(WHAT YOU SHOULD DO): Copy everything in the data below exactly except the pictures.

++++++++

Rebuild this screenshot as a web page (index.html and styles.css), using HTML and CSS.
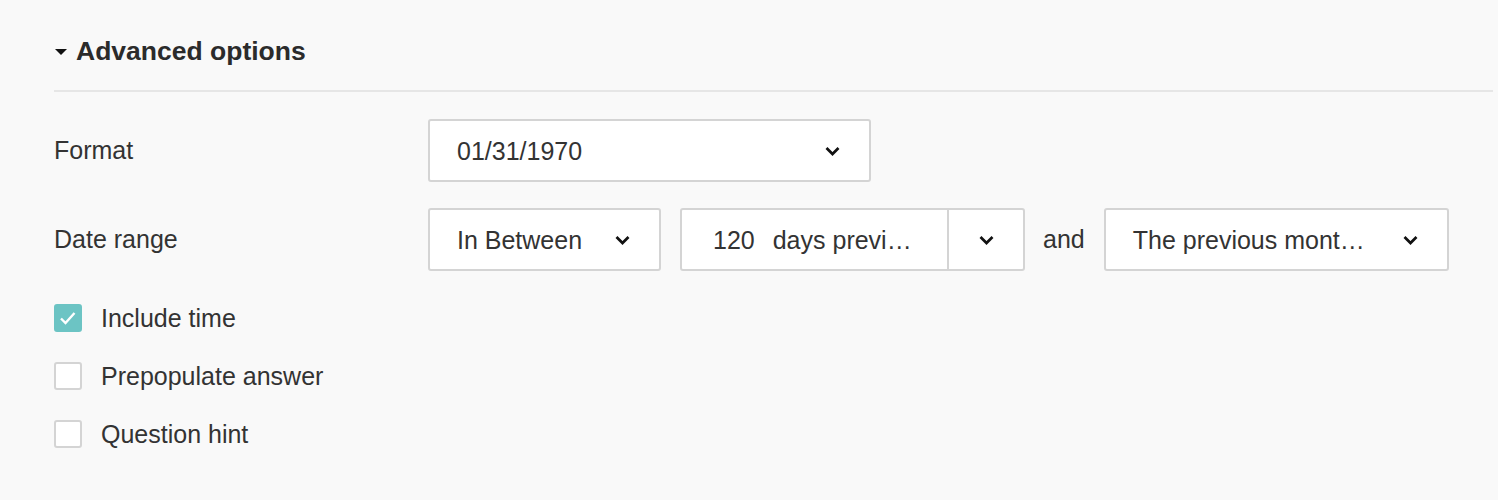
FILE: index.html
```html
<!DOCTYPE html>
<html>
<head>
<meta charset="utf-8">
<link rel="stylesheet" href="styles.css">
</head>
<body>
<div class="panel">
  <div class="header">
    <span class="caret"></span>
    <span class="title">Advanced options</span>
  </div>
  <div class="rows">
    <div class="row">
      <div class="label">Format</div>
      <div class="select w-format"><span class="val">01/31/1970</span><svg class="chev" viewBox="0 0 15 10"><path d="M1.5 2 L7.5 8 L13.5 2" /></svg></div>
    </div>
    <div class="row">
      <div class="label">Date range</div>
      <div class="controls">
        <div class="select w-between"><span class="val">In Between</span><svg class="chev" viewBox="0 0 15 10"><path d="M1.5 2 L7.5 8 L13.5 2" /></svg></div>
        <div class="combo">
          <div class="combo-main"><span class="num">120</span><span class="val">days previ…</span></div>
          <div class="combo-btn"><svg class="chev" viewBox="0 0 15 10"><path d="M1.5 2 L7.5 8 L13.5 2" /></svg></div>
        </div>
        <span class="and">and</span>
        <div class="select w-month"><span class="val">The previous mont…</span><svg class="chev" viewBox="0 0 15 10"><path d="M1.5 2 L7.5 8 L13.5 2" /></svg></div>
      </div>
    </div>
  </div>
  <div class="checks">
    <div class="check"><span class="box checked"><svg viewBox="0 0 28 28"><path d="M7 14.5 L11.5 19 L20.5 9" /></svg></span><span>Include time</span></div>
    <div class="check"><span class="box"></span><span>Prepopulate answer</span></div>
    <div class="check"><span class="box"></span><span>Question hint</span></div>
  </div>
</div>
</body>
</html>
```
FILE: styles.css
```css
* { box-sizing: border-box; }
html, body { margin: 0; background: #f9f9f9; }
body {
  font-family: "Liberation Sans", Arial, sans-serif;
  color: #333;
  font-size: 25px;
}
.panel { padding: 0 5px 0 54px; }
.header {
  display: flex;
  align-items: center;
  padding-top: 32px;
  padding-bottom: 20px;
  height: 92px;
  border-bottom: 2px solid #e6e6e6;
}
.caret {
  width: 0; height: 0;
  margin-left: 1px;
  border-left: 6px solid transparent;
  border-right: 6px solid transparent;
  border-top: 6px solid #111;
  margin-right: 9px;
  margin-top: 1px;
}
.title {
  font-weight: bold;
  font-size: 26.5px;
  line-height: 38px;
  color: #2b2b2b;
}
.rows {
  display: flex;
  flex-direction: column;
  gap: 26px;
  margin-top: 27px;
}
.row { display: flex; align-items: center; }
.label { width: 374px; }
.controls { display: flex; align-items: center; }
.select, .combo {
  height: 63px;
  background: #fff;
  border: 2px solid #d4d4d4;
  border-radius: 3px;
  display: flex;
  align-items: center;
}
.val, .num { padding-top: 2px; }
.select { padding: 0 29px 0 27px; justify-content: space-between; }
.w-format { width: 443px; }
.w-between { width: 233px; }
.w-month { width: 345px; }
.combo { width: 345px; margin-left: 19px; }
.combo-main {
  flex: 1;
  height: 100%;
  display: flex;
  align-items: center;
  padding-left: 31px;
  border-right: 2px solid #d4d4d4;
}
.num { margin-right: 18px; }
.combo-btn {
  width: 74px;
  display: flex;
  justify-content: center;
  align-items: center;
}
.and { margin: 0 19px 0 18px; }
.chev { width: 15px; height: 10px; flex: none; }
.chev path { fill: none; stroke: #111; stroke-width: 2.7; }
.checks {
  display: flex;
  flex-direction: column;
  gap: 30px;
  margin-top: 33px;
}
.check { display: flex; align-items: center; height: 28px; }
.box {
  width: 28px; height: 28px;
  border: 2px solid #d4d4d4;
  border-radius: 3px;
  background: #fff;
  margin-right: 19px;
  display: flex;
}
.box.checked { background: #6cc4c4; border-color: #6cc4c4; }
.box svg { margin: -2px; width: 28px; height: 28px; flex: none; }
.box svg path { fill: none; stroke: #fff; stroke-width: 2.4; }
```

++++++++

(WRITTEN SOLUTION):
Rebuild this screenshot as a web page (index.html and styles.css), using HTML and CSS.
FILE: index.html
```html
<!DOCTYPE html>
<html>
<head>
<meta charset="utf-8">
<link rel="stylesheet" href="styles.css">
</head>
<body>
<div class="panel">
  <div class="header">
    <span class="caret"></span>
    <span class="title">Advanced options</span>
  </div>
  <div class="rows">
    <div class="row">
      <div class="label">Format</div>
      <div class="select w-format"><span class="val">01/31/1970</span><svg class="chev" viewBox="0 0 15 10"><path d="M1.5 2 L7.5 8 L13.5 2" /></svg></div>
    </div>
    <div class="row">
      <div class="label">Date range</div>
      <div class="controls">
        <div class="select w-between"><span class="val">In Between</span><svg class="chev" viewBox="0 0 15 10"><path d="M1.5 2 L7.5 8 L13.5 2" /></svg></div>
        <div class="combo">
          <div class="combo-main"><span class="num">120</span><span class="val">days previ…</span></div>
          <div class="combo-btn"><svg class="chev" viewBox="0 0 15 10"><path d="M1.5 2 L7.5 8 L13.5 2" /></svg></div>
        </div>
        <span class="and">and</span>
        <div class="select w-month"><span class="val">The previous mont…</span><svg class="chev" viewBox="0 0 15 10"><path d="M1.5 2 L7.5 8 L13.5 2" /></svg></div>
      </div>
    </div>
  </div>
  <div class="checks">
    <div class="check"><span class="box checked"><svg viewBox="0 0 28 28"><path d="M7 14.5 L11.5 19 L20.5 9" /></svg></span><span>Include time</span></div>
    <div class="check"><span class="box"></span><span>Prepopulate answer</span></div>
    <div class="check"><span class="box"></span><span>Question hint</span></div>
  </div>
</div>
</body>
</html>
```
FILE: styles.css
```css
* { box-sizing: border-box; }
html, body { margin: 0; background: #f9f9f9; }
body {
  font-family: "Liberation Sans", Arial, sans-serif;
  color: #333;
  font-size: 25px;
}
.panel { padding: 0 5px 0 54px; }
.header {
  display: flex;
  align-items: center;
  padding-top: 32px;
  padding-bottom: 20px;
  height: 92px;
  border-bottom: 2px solid #e6e6e6;
}
.caret {
  width: 0; height: 0;
  margin-left: 1px;
  border-left: 6px solid transparent;
  border-right: 6px solid transparent;
  border-top: 6px solid #111;
  margin-right: 9px;
  margin-top: 1px;
}
.title {
  font-weight: bold;
  font-size: 26.5px;
  line-height: 38px;
  color: #2b2b2b;
}
.rows {
  display: flex;
  flex-direction: column;
  gap: 26px;
  margin-top: 27px;
}
.row { display: flex; align-items: center; }
.label { width: 374px; }
.controls { display: flex; align-items: center; }
.select, .combo {
  height: 63px;
  background: #fff;
  border: 2px solid #d4d4d4;
  border-radius: 3px;
  display: flex;
  align-items: center;
}
.val, .num { padding-top: 2px; }
.select { padding: 0 29px 0 27px; justify-content: space-between; }
.w-format { width: 443px; }
.w-between { width: 233px; }
.w-month { width: 345px; }
.combo { width: 345px; margin-left: 19px; }
.combo-main {
  flex: 1;
  height: 100%;
  display: flex;
  align-items: center;
  padding-left: 31px;
  border-right: 2px solid #d4d4d4;
}
.num { margin-right: 18px; }
.combo-btn {
  width: 74px;
  display: flex;
  justify-content: center;
  align-items: center;
}
.and { margin: 0 19px 0 18px; }
.chev { width: 15px; height: 10px; flex: none; }
.chev path { fill: none; stroke: #111; stroke-width: 2.7; }
.checks {
  display: flex;
  flex-direction: column;
  gap: 30px;
  margin-top: 33px;
}
.check { display: flex; align-items: center; height: 28px; }
.box {
  width: 28px; height: 28px;
  border: 2px solid #d4d4d4;
  border-radius: 3px;
  background: #fff;
  margin-right: 19px;
  display: flex;
}
.box.checked { background: #6cc4c4; border-color: #6cc4c4; }
.box svg { margin: -2px; width: 28px; height: 28px; flex: none; }
.box svg path { fill: none; stroke: #fff; stroke-width: 2.4; }
```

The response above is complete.